» **CHALLENGE**
Scan the listing below and copy every line holding "React".

» **INPUT MATERIAL**
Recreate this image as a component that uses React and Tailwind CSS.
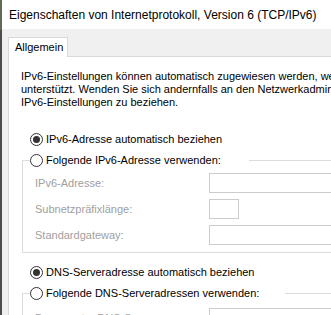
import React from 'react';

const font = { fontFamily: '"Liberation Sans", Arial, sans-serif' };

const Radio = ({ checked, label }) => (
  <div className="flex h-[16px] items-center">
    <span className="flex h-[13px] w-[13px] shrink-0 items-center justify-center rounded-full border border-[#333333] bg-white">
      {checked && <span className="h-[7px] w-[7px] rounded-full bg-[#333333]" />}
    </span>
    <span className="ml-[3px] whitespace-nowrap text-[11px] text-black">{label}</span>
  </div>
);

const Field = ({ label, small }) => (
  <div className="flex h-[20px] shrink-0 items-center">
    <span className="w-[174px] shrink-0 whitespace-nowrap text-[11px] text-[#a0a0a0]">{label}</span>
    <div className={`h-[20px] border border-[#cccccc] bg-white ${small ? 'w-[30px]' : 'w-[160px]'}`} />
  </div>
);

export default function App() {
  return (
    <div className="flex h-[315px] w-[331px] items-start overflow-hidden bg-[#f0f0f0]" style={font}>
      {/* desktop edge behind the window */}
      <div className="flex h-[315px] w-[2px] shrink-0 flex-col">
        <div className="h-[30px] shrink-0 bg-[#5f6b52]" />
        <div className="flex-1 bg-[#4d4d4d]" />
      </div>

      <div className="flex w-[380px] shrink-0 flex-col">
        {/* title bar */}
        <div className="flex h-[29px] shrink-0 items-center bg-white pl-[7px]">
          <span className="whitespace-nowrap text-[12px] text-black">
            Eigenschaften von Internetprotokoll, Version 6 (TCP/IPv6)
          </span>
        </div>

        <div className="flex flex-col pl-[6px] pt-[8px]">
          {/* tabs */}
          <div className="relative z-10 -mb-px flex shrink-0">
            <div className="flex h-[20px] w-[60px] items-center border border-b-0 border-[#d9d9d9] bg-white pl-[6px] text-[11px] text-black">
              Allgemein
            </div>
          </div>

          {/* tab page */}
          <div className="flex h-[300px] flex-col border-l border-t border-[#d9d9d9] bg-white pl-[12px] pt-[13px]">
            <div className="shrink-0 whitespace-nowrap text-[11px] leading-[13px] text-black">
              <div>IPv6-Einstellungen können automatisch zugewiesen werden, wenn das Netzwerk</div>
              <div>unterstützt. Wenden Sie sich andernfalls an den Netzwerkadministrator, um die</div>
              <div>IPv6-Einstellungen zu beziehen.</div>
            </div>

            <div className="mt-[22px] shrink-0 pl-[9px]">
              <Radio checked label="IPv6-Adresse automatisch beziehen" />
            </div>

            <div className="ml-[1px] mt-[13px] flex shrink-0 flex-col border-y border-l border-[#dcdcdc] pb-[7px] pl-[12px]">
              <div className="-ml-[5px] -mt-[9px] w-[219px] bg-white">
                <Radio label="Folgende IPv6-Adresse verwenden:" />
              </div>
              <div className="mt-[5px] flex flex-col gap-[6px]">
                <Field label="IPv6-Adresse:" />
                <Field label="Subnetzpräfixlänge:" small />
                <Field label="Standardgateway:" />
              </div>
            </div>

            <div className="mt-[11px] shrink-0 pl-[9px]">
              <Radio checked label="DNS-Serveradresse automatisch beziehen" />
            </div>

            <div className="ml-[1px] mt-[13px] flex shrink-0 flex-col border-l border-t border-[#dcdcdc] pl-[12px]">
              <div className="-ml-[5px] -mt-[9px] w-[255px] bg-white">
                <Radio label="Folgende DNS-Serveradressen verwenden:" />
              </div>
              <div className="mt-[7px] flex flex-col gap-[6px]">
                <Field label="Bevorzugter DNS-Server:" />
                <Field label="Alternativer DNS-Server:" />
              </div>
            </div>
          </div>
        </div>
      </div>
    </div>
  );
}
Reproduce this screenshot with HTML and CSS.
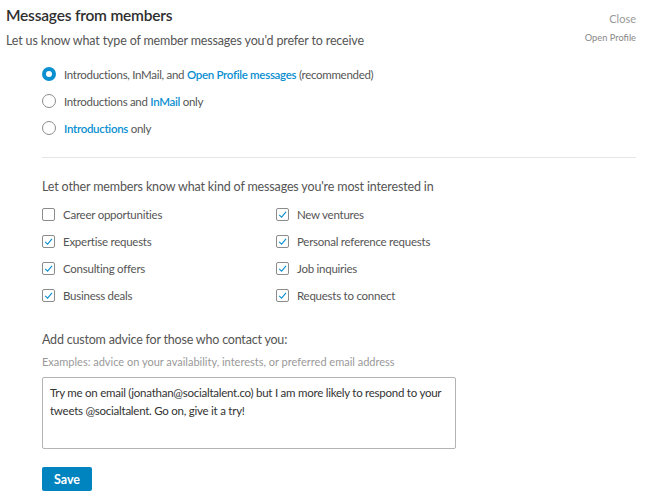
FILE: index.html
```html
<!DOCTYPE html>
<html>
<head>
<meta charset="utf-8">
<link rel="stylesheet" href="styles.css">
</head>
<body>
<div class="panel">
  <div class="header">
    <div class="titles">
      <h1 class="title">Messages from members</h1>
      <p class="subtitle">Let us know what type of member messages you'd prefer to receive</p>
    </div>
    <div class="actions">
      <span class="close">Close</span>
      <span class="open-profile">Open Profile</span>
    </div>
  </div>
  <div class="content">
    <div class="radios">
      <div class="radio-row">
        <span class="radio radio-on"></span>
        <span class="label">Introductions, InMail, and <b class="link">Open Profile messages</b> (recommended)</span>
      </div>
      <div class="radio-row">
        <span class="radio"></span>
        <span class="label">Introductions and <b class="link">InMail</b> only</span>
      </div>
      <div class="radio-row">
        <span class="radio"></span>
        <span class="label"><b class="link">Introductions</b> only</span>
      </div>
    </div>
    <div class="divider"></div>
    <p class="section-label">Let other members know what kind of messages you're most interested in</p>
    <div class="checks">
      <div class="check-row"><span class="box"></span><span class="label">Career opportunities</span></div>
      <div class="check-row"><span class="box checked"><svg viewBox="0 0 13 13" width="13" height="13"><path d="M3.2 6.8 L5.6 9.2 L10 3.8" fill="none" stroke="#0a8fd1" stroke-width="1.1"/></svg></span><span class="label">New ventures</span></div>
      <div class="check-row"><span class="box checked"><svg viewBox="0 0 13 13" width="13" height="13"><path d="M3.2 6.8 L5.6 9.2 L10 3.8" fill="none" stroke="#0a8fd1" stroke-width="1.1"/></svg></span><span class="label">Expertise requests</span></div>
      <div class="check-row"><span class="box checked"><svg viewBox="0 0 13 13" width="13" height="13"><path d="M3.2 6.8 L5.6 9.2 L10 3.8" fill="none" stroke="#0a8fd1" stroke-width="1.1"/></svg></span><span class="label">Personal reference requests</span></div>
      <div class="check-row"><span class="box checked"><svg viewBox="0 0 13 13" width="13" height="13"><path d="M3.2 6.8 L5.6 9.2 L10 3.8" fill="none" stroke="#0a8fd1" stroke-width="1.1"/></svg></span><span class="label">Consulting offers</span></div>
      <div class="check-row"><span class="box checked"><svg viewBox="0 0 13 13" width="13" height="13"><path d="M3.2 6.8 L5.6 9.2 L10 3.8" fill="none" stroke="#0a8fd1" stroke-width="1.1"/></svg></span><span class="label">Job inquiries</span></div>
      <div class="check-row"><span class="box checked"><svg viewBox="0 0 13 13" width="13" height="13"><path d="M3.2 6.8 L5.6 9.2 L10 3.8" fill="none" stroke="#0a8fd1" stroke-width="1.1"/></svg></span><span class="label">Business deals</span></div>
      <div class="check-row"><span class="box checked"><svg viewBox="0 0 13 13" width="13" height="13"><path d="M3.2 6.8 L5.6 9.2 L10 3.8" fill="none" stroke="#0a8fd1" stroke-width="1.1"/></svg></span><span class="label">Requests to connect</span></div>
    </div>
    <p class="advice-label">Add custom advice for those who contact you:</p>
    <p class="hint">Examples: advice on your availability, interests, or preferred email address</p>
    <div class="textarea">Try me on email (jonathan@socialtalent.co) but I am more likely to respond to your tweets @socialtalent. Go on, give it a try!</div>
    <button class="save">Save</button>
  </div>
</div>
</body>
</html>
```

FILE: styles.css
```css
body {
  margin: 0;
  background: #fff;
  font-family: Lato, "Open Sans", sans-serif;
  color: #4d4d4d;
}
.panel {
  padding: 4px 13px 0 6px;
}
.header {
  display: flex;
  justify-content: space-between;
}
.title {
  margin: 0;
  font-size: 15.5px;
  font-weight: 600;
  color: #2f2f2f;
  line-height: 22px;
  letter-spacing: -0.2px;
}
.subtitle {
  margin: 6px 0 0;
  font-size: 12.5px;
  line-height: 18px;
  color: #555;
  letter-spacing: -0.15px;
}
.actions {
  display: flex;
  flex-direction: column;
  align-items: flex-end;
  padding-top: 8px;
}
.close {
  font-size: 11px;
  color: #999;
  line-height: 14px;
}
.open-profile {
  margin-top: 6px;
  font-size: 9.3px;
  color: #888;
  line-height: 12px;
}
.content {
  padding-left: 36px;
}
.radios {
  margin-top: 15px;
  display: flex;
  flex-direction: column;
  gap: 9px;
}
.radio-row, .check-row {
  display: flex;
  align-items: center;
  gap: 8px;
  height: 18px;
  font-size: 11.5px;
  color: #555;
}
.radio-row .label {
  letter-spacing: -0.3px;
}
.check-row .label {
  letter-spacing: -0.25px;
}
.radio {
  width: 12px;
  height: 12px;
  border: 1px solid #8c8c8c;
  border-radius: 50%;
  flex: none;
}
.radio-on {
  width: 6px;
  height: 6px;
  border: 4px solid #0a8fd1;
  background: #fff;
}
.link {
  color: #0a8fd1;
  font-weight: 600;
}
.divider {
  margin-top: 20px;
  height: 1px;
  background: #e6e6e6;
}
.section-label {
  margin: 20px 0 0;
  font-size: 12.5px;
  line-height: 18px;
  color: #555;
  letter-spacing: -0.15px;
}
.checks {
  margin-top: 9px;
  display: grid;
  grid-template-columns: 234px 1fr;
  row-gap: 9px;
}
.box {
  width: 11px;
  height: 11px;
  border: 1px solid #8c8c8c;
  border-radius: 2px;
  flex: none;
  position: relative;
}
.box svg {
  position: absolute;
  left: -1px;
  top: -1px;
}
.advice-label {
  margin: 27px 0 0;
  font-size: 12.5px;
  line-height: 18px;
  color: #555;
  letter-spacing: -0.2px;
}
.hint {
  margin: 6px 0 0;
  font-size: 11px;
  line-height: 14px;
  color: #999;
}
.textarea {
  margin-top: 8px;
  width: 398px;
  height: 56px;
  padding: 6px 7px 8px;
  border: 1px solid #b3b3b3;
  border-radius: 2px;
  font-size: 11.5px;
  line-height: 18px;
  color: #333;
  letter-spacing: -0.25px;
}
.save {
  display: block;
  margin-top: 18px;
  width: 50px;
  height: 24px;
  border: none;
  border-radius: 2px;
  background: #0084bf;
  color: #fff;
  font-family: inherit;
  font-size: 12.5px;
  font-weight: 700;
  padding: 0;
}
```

» **EXERCISE SOLUTION**
Recreate this image as a component that uses React and Tailwind CSS.
import React from 'react';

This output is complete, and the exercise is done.